Cerbo Gx wifi input to distant outbuilding

Hi Guys,

I’m in the process of putting together my system this week which comprises of

Multi RS 2 tracker 450/100
Cebro Gx
Pylontech Us5000 48v 15 cell
Canadian p455w panels 7 for now on one tracker
Mains Grid Supply to topup /charge / assisted load only .

Been lurking here reading up on lots of threads , Manuals etc which is an amazing source of information.

Two questions have cropped up initially which I would be grateful for any guidance.

  1. The location of the sytsem is/will be located in a remote building 60 meters away shielded from the house via concrete structure. No chave of the Cerbo picking up the house wifi . No chance of ethernet cable being installed. So was thinking along the lines of a directional external antenna located on the outside of the remote building directed at the house to pick up the house wifi , plug a USB dongle into the Cerbo Gx. Unscrew the detachable antenna from the USB dongle and plug in the replacement directional antenna .Anyone done this or got another solution ??? , The 3 dongles victron suggest in the online manual don’t have a removable antenna I think

  2. Regarding the Cerbo Gx Mark 2 ( arrived today) firmware and the Pylontech battery BMS i’ve read tons of the threads regarding the latest firm ware release , think it is 3.52 from memory and the floating Battery settings. Whats the latest advise is it firmware setting or an override setting within the Cerbo.

Hope that makes sense and look forward to many weeks of confusion :slight_smile:

Thanks

Jack

Could you mount something like Amazon.com: AC1200 Long Range Outdoor WiFi Mesh Extender with Ethernet Port & 4-Antenna, MyMAX WN572HP3 Dual-Band 1200Mbps Weatherproof Outside Access Point/Wireless Repeater/Internet Booster Signal Amplifier : Electronics (link is for general idea, not advertising this to me completely unknown specific product) on the outside of the external building and run an ethernet cable from the mounting place to the cerbo (or near it, to place and supply the PoE-Injector for the access point there)?

Then your cerbo would be (from its perspective) connected to a wired network, which IMHO is more stable than using USB dongles and extension cables for the antenna.

Hi Gregor,

Thanks for your reply.

I attach a pic and of your suggestion and how it would work … mount ariel outside outbuilding and run an ethernet cable for their little adaptor to the cerbro…

First time trying to upload…

Yes, like this.

You can put the PoE-Adapter directly next to the cerbo, with only a short normal network cable between the two.

Are you able to receive a wifi signal from the house to your phone if you’re standing outside of the concrete building?

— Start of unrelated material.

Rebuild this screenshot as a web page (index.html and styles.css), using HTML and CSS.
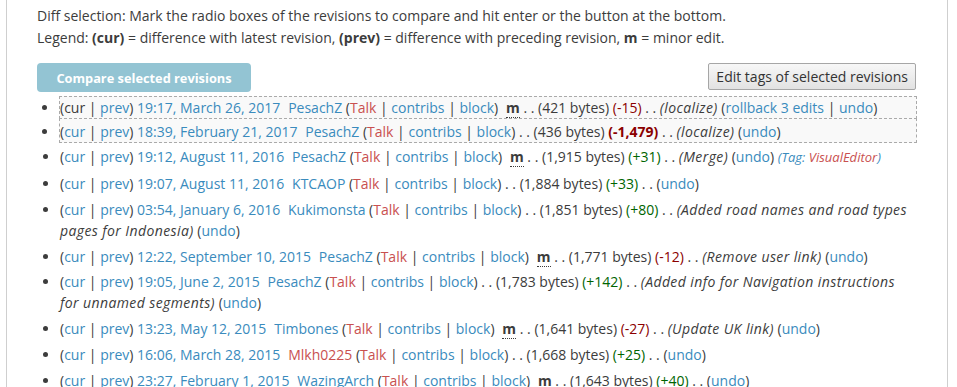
FILE: index.html
```html
<!DOCTYPE html>
<html>
<head lang="en">
    <meta charset="UTF-8">
    <title>Revision history</title>
    <link rel="stylesheet" href="styles.css">
</head>
<body>
<div class="content">
    <p class="history-legend">
        Diff selection: Mark the radio boxes of the revisions to compare and hit enter or the button at the bottom.<br>
        Legend: <b>(cur)</b> = difference with latest revision, <b>(prev)</b> = difference with preceding revision, <b>m</b> = minor edit.
    </p>
    <form id="history-form">
        <div class="history-buttons">
            <button type="button" class="compare-button">Compare selected revisions</button>
            <button type="button" class="tags-button">Edit tags of selected revisions</button>
        </div>
        <ul id="pagehistory" class="pagehistory">
            <li class="selected">
                <span class="histlinks">(cur | <a href="#">prev</a>)</span>
                <a href="#" class="history-date">19:17, March 26, 2017</a>
                <span class="history-user"><a href="#">PesachZ</a> (<a href="#" class="new">Talk</a> | <a href="#">contribs</a> | <a href="#">block</a>)</span>
                <abbr class="minoredit" title="This is a minor edit">m</abbr>
                <span class="separator">. .</span>
                <span class="history-size">(421 bytes)</span>
                <span class="diff-minus">(-15)</span>
                <span class="separator">. .</span>
                <span class="comment">(localize)</span>
                <span class="tools">(<a href="#">rollback 3 edits</a> | <a href="#">undo</a>)</span>
            </li>
            <li class="selected">
                <span class="histlinks">(<a href="#">cur</a> | <a href="#">prev</a>)</span>
                <a href="#" class="history-date">18:39, February 21, 2017</a>
                <span class="history-user"><a href="#">PesachZ</a> (<a href="#" class="new">Talk</a> | <a href="#">contribs</a> | <a href="#">block</a>)</span>
                <span class="separator">. .</span>
                <span class="history-size">(436 bytes)</span>
                <strong class="diff-minus">(-1,479)</strong>
                <span class="separator">. .</span>
                <span class="comment">(localize)</span>
                <span class="tools">(<a href="#">undo</a>)</span>
            </li>
            <li>
                <span class="histlinks">(<a href="#">cur</a> | <a href="#">prev</a>)</span>
                <a href="#" class="history-date">19:12, August 11, 2016</a>
                <span class="history-user"><a href="#">PesachZ</a> (<a href="#" class="new">Talk</a> | <a href="#">contribs</a> | <a href="#">block</a>)</span>
                <abbr class="minoredit" title="This is a minor edit">m</abbr>
                <span class="separator">. .</span>
                <span class="history-size">(1,915 bytes)</span>
                <span class="diff-plus">(+31)</span>
                <span class="separator">. .</span>
                <span class="comment">(Merge)</span>
                <span class="tools">(<a href="#">undo</a>)</span>
                <span class="tag-markers">(Tag: <span class="tag-name">VisualEditor</span>)</span>
            </li>
            <li>
                <span class="histlinks">(<a href="#">cur</a> | <a href="#">prev</a>)</span>
                <a href="#" class="history-date">19:07, August 11, 2016</a>
                <span class="history-user"><a href="#">KTCAOP</a> (<a href="#" class="new">Talk</a> | <a href="#">contribs</a> | <a href="#">block</a>)</span>
                <span class="separator">. .</span>
                <span class="history-size">(1,884 bytes)</span>
                <span class="diff-plus">(+33)</span>
                <span class="separator">. .</span>
                <span class="tools">(<a href="#">undo</a>)</span>
            </li>
            <li>
                <span class="histlinks">(<a href="#">cur</a> | <a href="#">prev</a>)</span>
                <a href="#" class="history-date">03:54, January 6, 2016</a>
                <span class="history-user"><a href="#">Kukimonsta</a> (<a href="#" class="new">Talk</a> | <a href="#">contribs</a> | <a href="#">block</a>)</span>
                <span class="separator">. .</span>
                <span class="history-size">(1,851 bytes)</span>
                <span class="diff-plus">(+80)</span>
                <span class="separator">. .</span>
                <span class="comment">(Added road names and road types pages for Indonesia)</span>
                <span class="tools">(<a href="#">undo</a>)</span>
            </li>
            <li>
                <span class="histlinks">(<a href="#">cur</a> | <a href="#">prev</a>)</span>
                <a href="#" class="history-date">12:22, September 10, 2015</a>
                <span class="history-user"><a href="#">PesachZ</a> (<a href="#" class="new">Talk</a> | <a href="#">contribs</a> | <a href="#">block</a>)</span>
                <abbr class="minoredit" title="This is a minor edit">m</abbr>
                <span class="separator">. .</span>
                <span class="history-size">(1,771 bytes)</span>
                <span class="diff-minus">(-12)</span>
                <span class="separator">. .</span>
                <span class="comment">(Remove user link)</span>
                <span class="tools">(<a href="#">undo</a>)</span>
            </li>
            <li>
                <span class="histlinks">(<a href="#">cur</a> | <a href="#">prev</a>)</span>
                <a href="#" class="history-date">19:05, June 2, 2015</a>
                <span class="history-user"><a href="#">PesachZ</a> (<a href="#" class="new">Talk</a> | <a href="#">contribs</a> | <a href="#">block</a>)</span>
                <span class="separator">. .</span>
                <span class="history-size">(1,783 bytes)</span>
                <span class="diff-plus">(+142)</span>
                <span class="separator">. .</span>
                <span class="comment">(Added info for Navigation instructions for unnamed segments)</span>
                <span class="tools">(<a href="#">undo</a>)</span>
            </li>
            <li>
                <span class="histlinks">(<a href="#">cur</a> | <a href="#">prev</a>)</span>
                <a href="#" class="history-date">13:23, May 12, 2015</a>
                <span class="history-user"><a href="#">Timbones</a> (<a href="#" class="new">Talk</a> | <a href="#">contribs</a> | <a href="#">block</a>)</span>
                <abbr class="minoredit" title="This is a minor edit">m</abbr>
                <span class="separator">. .</span>
                <span class="history-size">(1,641 bytes)</span>
                <span class="diff-minus">(-27)</span>
                <span class="separator">. .</span>
                <span class="comment">(Update UK link)</span>
                <span class="tools">(<a href="#">undo</a>)</span>
            </li>
            <li>
                <span class="histlinks">(<a href="#">cur</a> | <a href="#">prev</a>)</span>
                <a href="#" class="history-date">16:06, March 28, 2015</a>
                <span class="history-user"><a href="#" class="new">Mlkh0225</a> (<a href="#" class="new">Talk</a> | <a href="#">contribs</a> | <a href="#">block</a>)</span>
                <span class="separator">. .</span>
                <span class="history-size">(1,668 bytes)</span>
                <span class="diff-plus">(+25)</span>
                <span class="separator">. .</span>
                <span class="tools">(<a href="#">undo</a>)</span>
            </li>
            <li>
                <span class="histlinks">(<a href="#">cur</a> | <a href="#">prev</a>)</span>
                <a href="#" class="history-date">23:27, February 1, 2015</a>
                <span class="history-user"><a href="#">WazingArch</a> (<a href="#" class="new">Talk</a> | <a href="#">contribs</a> | <a href="#">block</a>)</span>
                <abbr class="minoredit" title="This is a minor edit">m</abbr>
                <span class="separator">. .</span>
                <span class="history-size">(1,643 bytes)</span>
                <span class="diff-plus">(+40)</span>
                <span class="separator">. .</span>
                <span class="tools">(<a href="#">undo</a>)</span>
            </li>
        </ul>
    </form>
</div>
</body>
</html>
```

FILE: styles.css
```css
html, body {
    margin: 0px;
    padding: 0px;
    overflow: hidden;
    background: #ffffff;
}
body {
    font-family: "Open Sans", "DejaVu Sans", sans-serif;
    font-size: 14px;
    color: #3c3c3c;
}
a {
    color: #3a8bbd;
    text-decoration: none;
}
a.new {
    color: #c9504f;
}
.content {
    width: 879px;
    min-height: 100vh;
    margin-left: 6px;
    padding: 5px 31px 0px 30px;
    border-left: 1px solid #cfcfcf;
    border-right: 1px solid #cfcfcf;
}
.history-legend {
    margin: 0px;
    line-height: 22px;
}
.history-buttons {
    display: flex;
    justify-content: space-between;
    align-items: flex-start;
    margin-top: 14px;
}
.compare-button {
    width: 214px;
    height: 29px;
    border: none;
    border-radius: 4px;
    background: #93c4d3;
    color: #ffffff;
    font-family: "Open Sans", sans-serif;
    font-weight: bold;
    font-size: 12.8px;
    padding: 0px;
}
.tags-button {
    height: 27px;
    padding: 0px 7px;
    border: 1px solid #a6a6a6;
    border-radius: 2px;
    background: linear-gradient(#f7f7f7, #e2e2e2);
    color: #333333;
    font-family: "Open Sans", sans-serif;
    font-size: 14px;
}
.pagehistory {
    margin: 4px 0px 0px 0px;
    padding: 0px 0px 0px 23px;
    line-height: 21px;
}
.pagehistory li {
    margin-bottom: 4.9px;
}
.pagehistory li.selected {
    margin: 0px -1px 0px -1px;
    border: 1px dashed #aaaaaa;
    background: #f9f9f9;
}
.pagehistory li.selected + li.selected {
    margin-top: -1px;
    padding-top: 2px;
    margin-bottom: 2.9px;
}
.history-user {
    margin-left: 0.3em;
}
.minoredit {
    font-weight: bold;
    text-decoration: none;
    border-bottom: 1px dotted #3c3c3c;
    margin-left: 0.3em;
}
.diff-plus {
    color: #006400;
}
.diff-minus {
    color: #8b0000;
}
.comment {
    font-style: italic;
    letter-spacing: 0.4px;
}
.tag-markers {
    font-style: italic;
    font-size: 13px;
    color: #3a8bbd;
}
.tag-name {
    color: #c9504f;
}
```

If you are (might be a stretch depending on how good your house wifi is) then a simple extender like above should work just fine for you. If the house wifi doesn’t reach out that far, you will have to either try moving/upgrading the house router to reach as far as the building or go to a P2P (bridge) directional antenna to shoot it over to the outbuilding.

I’ve done lots of short hops like this;

At the Cerbo end, run a Ubiquiti nanostation - about $80, really good product and we’ve deployed probably 100 of them. You can power it from an AC POE adapter, but if you want reliability, run it from the battery (with a 48->24v DCDC, or you might find a 48v version of the Nano). That way when you do firmware updates on the inverter that drop the AC, you won’t lose connectivity. Mount the nano on anything, we often use 40mm PVC pipe, nothing fancy as the angle doesn’t matter and literally anything will work, even hanging it in a tree or taping it to a window.
Pair that up with another nano at the house end, powered by POE over the same cable that provides the nano with data (so you only have one cable to deal with). The nano has a wide beam, so it can be aimed by eye. They go a few km, so 60m is no problem.
We have set up this solution in remote locations over hundreds of meters, sometimes kms, and its very stable. Its really nice when the solar system is a 24v - then you don’t need the DCDC, you can run straight from battery.
I’m familiar with Ubiquiti, so i use it, but almost all the players have easy-to-pair radios for this kind of hop.
You won’t get much joy from wifi extenders - some work, most are frustratingly unreliable. When i was in IT, we replaced a lot of them with structured cabling or dedicated pairs of radios like i’ve described.